>> START SOURCE EXCERPT

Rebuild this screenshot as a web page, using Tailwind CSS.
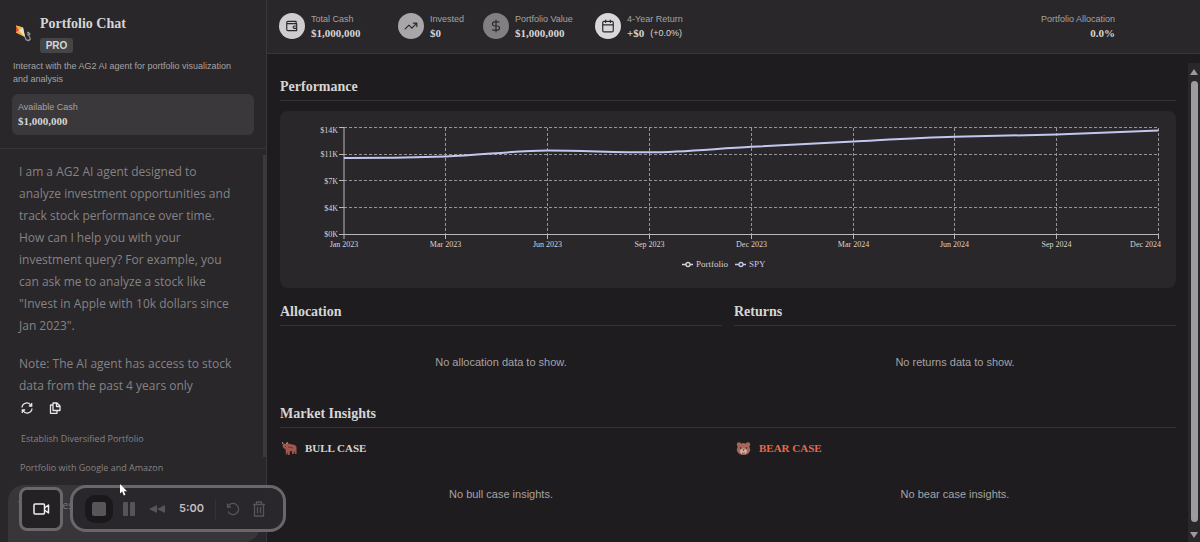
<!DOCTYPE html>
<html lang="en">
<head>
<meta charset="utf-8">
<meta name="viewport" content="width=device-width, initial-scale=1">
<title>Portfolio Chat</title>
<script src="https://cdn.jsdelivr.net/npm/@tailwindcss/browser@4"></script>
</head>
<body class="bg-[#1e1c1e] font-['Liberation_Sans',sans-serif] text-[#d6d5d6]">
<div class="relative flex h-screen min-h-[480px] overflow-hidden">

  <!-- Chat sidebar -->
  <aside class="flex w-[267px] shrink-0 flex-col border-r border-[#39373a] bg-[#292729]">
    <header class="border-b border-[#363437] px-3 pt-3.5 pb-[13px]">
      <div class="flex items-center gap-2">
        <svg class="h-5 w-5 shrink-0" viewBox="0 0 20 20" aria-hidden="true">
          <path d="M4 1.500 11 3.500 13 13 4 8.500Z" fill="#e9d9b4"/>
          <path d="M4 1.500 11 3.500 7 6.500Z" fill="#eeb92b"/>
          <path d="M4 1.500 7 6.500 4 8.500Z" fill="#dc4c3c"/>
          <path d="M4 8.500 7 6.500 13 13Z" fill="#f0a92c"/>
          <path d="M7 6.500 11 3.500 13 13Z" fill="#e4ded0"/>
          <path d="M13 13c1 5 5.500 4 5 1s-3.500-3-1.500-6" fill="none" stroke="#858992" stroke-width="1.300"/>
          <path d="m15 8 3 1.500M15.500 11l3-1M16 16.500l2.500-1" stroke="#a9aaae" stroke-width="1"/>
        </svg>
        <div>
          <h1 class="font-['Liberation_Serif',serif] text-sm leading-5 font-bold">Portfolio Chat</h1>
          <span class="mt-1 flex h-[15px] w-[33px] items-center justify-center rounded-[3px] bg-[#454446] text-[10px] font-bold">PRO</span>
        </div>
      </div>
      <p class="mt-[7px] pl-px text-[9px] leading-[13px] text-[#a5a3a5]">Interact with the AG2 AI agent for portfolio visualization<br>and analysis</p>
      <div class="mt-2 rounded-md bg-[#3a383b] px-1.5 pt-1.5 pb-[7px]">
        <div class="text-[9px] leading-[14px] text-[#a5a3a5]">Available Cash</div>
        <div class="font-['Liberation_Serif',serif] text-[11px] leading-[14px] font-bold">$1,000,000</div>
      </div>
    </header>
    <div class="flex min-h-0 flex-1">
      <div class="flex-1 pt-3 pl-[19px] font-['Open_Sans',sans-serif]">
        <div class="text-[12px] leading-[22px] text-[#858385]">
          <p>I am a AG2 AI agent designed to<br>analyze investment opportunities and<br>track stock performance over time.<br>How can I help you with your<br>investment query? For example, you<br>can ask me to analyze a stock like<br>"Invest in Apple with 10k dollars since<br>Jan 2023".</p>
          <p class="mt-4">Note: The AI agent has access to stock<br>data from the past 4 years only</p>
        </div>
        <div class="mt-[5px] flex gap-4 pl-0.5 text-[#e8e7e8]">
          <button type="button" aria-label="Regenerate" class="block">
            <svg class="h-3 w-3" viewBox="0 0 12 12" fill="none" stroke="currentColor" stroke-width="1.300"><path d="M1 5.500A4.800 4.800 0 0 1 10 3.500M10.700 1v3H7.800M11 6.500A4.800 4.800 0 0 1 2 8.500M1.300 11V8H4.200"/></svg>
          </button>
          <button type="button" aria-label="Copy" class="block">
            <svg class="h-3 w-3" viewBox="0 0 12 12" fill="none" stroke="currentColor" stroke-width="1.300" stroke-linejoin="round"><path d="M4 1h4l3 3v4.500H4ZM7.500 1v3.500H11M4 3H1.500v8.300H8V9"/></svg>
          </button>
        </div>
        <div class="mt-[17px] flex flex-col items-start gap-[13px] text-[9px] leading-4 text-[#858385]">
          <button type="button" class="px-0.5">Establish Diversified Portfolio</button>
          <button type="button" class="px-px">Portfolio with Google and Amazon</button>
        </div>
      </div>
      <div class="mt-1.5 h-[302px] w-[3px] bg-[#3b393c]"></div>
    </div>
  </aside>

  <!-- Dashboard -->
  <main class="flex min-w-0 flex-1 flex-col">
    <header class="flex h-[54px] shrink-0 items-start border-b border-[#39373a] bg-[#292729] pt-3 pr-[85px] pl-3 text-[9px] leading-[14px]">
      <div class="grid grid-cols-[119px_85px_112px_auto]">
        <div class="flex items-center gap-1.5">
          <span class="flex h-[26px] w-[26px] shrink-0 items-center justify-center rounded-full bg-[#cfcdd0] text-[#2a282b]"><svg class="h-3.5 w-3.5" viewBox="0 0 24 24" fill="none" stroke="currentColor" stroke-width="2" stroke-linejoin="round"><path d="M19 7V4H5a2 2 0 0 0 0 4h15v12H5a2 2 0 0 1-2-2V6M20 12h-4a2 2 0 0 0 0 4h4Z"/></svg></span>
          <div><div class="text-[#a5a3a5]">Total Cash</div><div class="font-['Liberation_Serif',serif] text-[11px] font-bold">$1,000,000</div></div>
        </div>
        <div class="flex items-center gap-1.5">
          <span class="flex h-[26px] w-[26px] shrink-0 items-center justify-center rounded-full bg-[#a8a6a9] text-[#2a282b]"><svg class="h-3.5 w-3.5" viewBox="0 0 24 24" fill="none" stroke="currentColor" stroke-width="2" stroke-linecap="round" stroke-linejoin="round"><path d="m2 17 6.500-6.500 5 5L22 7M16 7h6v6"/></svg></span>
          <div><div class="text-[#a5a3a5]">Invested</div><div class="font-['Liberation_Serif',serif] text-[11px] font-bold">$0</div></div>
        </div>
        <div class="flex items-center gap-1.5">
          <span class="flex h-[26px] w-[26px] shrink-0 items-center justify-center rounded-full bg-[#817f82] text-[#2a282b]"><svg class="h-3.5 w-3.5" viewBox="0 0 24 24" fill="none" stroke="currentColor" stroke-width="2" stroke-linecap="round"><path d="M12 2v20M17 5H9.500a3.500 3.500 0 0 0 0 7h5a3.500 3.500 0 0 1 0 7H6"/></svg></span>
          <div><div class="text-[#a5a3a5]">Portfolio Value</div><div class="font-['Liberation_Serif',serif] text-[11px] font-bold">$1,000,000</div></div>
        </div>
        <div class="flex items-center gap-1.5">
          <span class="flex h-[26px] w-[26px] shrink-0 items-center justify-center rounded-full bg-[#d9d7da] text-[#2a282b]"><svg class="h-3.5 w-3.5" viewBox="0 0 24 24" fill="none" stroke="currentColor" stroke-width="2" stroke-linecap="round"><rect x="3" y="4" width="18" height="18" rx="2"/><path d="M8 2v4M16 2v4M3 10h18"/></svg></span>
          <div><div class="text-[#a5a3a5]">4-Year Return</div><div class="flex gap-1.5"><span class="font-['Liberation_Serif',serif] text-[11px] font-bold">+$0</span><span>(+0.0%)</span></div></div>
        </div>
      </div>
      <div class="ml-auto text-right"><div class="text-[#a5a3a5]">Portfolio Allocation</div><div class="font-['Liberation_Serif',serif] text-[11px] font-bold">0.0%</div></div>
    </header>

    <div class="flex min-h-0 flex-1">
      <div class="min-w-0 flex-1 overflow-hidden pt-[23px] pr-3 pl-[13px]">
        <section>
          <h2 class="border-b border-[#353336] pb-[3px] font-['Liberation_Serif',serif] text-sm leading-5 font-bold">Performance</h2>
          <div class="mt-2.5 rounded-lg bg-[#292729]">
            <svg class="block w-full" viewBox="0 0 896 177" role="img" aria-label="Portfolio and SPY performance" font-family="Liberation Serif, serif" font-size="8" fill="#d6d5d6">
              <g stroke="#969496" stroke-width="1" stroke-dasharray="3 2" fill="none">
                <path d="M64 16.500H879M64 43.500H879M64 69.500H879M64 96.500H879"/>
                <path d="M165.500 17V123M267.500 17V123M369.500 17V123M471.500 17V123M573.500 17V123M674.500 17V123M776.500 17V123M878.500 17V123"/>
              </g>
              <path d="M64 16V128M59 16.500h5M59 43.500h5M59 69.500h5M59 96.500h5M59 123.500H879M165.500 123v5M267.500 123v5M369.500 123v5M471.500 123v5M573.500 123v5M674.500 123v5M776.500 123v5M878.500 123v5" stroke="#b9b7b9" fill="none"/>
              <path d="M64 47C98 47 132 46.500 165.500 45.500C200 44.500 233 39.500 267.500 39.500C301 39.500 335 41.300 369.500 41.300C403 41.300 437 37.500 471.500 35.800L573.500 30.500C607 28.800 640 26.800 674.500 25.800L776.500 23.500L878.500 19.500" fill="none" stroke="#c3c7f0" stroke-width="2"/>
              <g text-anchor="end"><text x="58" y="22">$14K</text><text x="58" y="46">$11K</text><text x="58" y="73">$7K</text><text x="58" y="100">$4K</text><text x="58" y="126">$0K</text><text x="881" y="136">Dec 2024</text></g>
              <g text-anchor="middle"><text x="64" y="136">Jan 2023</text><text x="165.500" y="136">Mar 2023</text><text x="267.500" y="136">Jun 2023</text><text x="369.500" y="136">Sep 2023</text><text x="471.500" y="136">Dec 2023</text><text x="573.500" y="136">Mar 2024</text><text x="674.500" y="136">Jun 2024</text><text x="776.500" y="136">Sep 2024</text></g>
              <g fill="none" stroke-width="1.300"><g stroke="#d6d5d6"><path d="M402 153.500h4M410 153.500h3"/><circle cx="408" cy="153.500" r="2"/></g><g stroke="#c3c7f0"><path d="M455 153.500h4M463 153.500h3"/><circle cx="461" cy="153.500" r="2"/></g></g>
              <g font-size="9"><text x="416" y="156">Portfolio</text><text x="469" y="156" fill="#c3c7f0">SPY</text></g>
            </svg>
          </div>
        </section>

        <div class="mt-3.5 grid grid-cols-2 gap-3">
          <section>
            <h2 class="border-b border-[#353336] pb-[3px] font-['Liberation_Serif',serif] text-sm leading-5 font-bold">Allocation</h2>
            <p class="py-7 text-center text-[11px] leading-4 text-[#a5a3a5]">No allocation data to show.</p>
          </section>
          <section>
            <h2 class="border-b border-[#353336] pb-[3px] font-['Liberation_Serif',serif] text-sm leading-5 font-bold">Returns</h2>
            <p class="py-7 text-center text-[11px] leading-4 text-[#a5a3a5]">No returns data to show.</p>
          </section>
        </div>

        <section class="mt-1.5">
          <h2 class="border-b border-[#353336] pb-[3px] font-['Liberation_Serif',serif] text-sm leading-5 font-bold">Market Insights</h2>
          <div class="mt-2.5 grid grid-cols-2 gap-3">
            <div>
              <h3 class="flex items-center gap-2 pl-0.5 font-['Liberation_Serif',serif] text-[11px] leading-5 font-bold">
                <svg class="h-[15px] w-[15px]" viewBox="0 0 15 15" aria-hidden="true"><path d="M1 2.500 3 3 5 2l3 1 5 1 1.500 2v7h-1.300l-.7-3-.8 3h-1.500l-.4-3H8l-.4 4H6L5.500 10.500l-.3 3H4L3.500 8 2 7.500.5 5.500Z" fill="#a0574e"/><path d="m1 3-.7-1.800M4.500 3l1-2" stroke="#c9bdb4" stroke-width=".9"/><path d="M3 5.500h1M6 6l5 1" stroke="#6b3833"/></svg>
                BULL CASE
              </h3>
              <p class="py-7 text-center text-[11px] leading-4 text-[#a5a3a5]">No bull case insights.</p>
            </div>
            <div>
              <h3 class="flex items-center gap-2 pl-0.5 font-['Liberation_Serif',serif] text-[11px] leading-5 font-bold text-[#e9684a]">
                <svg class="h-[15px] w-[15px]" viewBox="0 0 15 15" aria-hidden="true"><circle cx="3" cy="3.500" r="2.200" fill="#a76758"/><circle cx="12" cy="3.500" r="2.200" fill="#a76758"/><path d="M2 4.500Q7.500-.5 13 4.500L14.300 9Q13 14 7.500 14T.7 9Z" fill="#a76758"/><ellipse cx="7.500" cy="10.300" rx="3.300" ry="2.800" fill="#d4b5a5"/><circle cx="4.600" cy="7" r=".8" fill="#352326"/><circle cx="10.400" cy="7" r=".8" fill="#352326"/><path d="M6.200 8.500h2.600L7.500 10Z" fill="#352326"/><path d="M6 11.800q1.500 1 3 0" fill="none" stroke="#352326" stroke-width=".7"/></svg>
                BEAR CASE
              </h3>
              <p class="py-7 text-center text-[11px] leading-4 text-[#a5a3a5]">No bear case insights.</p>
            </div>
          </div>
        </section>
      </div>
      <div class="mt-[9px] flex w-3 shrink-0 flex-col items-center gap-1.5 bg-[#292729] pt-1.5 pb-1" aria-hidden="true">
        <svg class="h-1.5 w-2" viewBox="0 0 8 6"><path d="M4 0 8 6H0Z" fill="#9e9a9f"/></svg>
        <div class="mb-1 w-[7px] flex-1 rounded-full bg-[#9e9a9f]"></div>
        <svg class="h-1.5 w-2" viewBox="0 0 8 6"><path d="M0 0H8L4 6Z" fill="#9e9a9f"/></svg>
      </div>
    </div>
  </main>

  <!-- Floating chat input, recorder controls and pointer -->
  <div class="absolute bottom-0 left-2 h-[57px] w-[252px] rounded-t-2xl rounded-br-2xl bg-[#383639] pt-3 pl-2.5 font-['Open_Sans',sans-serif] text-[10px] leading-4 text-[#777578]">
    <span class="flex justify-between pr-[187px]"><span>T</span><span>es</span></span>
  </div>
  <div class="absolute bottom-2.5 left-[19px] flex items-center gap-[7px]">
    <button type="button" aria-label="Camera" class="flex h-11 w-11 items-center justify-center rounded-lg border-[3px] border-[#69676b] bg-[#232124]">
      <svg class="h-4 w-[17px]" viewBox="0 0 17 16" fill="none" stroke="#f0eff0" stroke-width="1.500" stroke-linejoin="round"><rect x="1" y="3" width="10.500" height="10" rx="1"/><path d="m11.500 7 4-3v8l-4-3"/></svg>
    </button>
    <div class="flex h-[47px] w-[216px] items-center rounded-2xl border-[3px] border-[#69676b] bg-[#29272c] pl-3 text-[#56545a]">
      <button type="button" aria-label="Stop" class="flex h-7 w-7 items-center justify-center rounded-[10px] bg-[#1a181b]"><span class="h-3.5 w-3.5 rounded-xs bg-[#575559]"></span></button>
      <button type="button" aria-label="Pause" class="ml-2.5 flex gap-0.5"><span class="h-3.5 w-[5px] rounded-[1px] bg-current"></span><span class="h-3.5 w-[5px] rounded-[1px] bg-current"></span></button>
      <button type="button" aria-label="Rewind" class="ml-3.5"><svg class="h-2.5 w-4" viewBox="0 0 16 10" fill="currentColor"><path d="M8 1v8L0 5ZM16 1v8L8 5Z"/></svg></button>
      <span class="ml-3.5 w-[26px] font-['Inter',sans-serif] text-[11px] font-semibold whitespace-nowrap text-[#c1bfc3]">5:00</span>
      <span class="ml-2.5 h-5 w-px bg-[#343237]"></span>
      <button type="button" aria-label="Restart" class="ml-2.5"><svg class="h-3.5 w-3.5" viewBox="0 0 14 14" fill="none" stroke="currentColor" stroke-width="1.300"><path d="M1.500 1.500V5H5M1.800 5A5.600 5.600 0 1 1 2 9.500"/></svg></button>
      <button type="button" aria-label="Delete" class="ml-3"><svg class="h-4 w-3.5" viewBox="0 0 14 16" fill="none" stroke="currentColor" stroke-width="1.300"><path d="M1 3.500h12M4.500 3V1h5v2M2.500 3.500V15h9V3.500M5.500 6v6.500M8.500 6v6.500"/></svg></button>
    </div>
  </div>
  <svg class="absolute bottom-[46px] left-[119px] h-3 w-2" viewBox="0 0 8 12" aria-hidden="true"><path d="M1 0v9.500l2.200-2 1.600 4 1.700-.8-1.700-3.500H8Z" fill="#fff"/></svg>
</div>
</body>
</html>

>> END SOURCE EXCERPT

• SHORT TASK: From the opening line of the listing above through the line bearing "flex h-screen min-h-[480px]", repeat each line exactly. Drop every picture.

• EXERCISE RESPONSE:
Rebuild this screenshot as a web page, using Tailwind CSS.
<!DOCTYPE html>
<html lang="en">
<head>
<meta charset="utf-8">
<meta name="viewport" content="width=device-width, initial-scale=1">
<title>Portfolio Chat</title>
<script src="https://cdn.jsdelivr.net/npm/@tailwindcss/browser@4"></script>
</head>
<body class="bg-[#1e1c1e] font-['Liberation_Sans',sans-serif] text-[#d6d5d6]">
<div class="relative flex h-screen min-h-[480px] overflow-hidden">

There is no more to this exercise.